# TASK DIRECTIONS
Draw out every line with the word "this" from the listing below.

# ROWS
>>>

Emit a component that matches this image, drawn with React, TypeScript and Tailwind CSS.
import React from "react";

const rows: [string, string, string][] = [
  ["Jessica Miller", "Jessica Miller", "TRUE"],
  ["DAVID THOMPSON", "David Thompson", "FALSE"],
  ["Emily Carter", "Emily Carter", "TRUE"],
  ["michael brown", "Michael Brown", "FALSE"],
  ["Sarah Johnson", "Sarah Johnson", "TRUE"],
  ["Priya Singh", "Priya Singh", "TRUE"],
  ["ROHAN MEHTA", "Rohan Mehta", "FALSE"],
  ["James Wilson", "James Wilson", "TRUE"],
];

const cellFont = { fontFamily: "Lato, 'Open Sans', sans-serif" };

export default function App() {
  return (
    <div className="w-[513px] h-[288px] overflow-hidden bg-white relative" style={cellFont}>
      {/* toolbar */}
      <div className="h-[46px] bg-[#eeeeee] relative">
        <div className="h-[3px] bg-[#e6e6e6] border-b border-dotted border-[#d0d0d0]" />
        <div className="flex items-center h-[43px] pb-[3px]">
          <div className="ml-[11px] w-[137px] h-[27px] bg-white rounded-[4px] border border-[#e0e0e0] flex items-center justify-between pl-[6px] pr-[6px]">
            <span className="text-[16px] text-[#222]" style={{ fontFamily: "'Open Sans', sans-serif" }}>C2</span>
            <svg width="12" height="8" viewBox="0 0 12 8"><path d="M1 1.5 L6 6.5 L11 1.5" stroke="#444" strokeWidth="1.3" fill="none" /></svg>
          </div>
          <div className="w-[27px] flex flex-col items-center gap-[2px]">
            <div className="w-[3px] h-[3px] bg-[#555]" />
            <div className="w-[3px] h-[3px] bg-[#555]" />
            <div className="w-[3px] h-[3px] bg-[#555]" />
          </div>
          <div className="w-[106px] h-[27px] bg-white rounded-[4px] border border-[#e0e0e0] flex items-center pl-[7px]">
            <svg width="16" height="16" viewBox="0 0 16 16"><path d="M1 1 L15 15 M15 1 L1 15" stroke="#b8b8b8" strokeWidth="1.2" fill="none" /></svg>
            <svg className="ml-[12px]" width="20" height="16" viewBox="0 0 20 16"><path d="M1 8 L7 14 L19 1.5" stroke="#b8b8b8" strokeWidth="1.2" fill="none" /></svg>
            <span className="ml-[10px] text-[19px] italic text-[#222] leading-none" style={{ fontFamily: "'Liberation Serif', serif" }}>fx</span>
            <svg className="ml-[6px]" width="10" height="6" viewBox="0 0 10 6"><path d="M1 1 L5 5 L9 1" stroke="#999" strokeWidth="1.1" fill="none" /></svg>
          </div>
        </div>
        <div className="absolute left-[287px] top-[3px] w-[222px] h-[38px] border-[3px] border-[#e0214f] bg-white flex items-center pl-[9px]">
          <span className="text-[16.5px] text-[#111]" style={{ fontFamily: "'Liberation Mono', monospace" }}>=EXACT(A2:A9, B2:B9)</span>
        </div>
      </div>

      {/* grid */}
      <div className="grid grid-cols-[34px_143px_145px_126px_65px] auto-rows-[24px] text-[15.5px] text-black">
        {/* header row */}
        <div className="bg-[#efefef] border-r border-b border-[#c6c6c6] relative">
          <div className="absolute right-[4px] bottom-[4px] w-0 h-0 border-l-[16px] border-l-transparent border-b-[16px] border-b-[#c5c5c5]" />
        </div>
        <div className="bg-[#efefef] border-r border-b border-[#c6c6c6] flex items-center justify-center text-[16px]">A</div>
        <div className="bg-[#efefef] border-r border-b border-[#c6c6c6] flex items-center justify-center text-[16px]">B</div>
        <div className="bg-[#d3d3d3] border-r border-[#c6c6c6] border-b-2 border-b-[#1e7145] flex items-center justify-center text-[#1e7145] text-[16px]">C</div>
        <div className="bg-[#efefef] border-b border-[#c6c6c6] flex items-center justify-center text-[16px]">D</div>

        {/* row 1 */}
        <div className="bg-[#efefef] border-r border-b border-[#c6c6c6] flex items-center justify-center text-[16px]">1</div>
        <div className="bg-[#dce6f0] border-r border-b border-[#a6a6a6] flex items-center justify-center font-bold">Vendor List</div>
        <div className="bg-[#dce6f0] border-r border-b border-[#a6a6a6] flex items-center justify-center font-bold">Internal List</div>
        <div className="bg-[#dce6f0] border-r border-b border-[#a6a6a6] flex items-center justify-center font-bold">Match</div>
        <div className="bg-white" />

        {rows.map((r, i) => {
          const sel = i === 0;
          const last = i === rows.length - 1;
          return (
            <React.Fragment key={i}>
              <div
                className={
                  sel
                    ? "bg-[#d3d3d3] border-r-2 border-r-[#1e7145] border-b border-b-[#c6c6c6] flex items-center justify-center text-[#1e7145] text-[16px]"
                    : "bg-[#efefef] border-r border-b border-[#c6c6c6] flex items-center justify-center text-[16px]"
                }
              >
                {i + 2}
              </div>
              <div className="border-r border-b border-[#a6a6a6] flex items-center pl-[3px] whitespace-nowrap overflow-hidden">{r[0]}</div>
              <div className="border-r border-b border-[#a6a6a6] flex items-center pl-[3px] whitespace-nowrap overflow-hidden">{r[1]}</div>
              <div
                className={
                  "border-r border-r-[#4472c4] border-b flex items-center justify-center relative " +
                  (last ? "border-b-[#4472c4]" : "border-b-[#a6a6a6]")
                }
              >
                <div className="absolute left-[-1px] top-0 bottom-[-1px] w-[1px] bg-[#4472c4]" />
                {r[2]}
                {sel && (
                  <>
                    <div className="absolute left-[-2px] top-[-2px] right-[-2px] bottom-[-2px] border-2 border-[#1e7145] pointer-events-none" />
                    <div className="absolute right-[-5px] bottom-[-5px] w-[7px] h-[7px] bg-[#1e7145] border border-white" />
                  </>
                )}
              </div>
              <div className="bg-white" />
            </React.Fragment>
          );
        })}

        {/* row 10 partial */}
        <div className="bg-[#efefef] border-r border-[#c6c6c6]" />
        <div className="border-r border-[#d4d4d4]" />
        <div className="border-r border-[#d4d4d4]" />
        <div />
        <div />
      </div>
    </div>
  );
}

<<<
>>>

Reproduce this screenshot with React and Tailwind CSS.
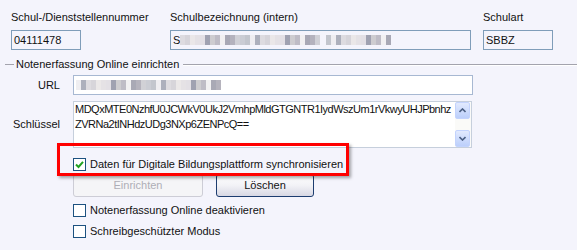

<<<
>>>

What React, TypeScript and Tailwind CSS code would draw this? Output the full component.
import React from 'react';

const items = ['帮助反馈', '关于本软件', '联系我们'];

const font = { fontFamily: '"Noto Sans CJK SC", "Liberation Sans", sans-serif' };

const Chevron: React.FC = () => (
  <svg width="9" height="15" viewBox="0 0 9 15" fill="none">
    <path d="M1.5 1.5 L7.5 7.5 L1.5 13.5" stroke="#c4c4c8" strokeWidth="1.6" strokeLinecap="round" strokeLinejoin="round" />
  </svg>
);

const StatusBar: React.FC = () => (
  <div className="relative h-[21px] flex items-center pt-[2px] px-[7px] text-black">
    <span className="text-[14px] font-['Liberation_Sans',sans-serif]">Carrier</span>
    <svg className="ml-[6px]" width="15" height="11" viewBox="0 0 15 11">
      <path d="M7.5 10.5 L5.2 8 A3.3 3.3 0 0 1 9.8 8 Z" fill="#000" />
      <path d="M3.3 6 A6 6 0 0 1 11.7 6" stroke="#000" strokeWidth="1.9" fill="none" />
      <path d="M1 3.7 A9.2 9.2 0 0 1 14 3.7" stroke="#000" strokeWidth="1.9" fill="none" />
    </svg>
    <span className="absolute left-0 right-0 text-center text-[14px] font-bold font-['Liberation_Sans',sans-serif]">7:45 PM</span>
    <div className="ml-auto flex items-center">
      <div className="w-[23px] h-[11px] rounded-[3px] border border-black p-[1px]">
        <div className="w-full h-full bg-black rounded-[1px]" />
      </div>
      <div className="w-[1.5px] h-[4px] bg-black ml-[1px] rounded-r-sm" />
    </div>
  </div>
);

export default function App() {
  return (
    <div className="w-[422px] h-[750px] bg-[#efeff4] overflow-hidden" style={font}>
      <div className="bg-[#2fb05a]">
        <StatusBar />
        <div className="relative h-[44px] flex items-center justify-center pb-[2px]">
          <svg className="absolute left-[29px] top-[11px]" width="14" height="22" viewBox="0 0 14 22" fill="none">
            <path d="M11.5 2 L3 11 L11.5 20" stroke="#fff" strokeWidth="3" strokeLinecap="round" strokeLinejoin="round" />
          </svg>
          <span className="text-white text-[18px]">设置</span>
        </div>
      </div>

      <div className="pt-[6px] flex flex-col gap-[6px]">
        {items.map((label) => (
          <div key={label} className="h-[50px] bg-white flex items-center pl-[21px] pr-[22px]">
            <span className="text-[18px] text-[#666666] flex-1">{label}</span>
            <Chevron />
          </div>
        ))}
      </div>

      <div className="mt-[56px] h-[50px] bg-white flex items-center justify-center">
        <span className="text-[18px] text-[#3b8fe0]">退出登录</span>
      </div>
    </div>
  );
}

<<<

# SOLUTION TO THE EXERCISE
Emit a component that matches this image, drawn with React, TypeScript and Tailwind CSS.
Reproduce this screenshot with React and Tailwind CSS.
What React, TypeScript and Tailwind CSS code would draw this? Output the full component.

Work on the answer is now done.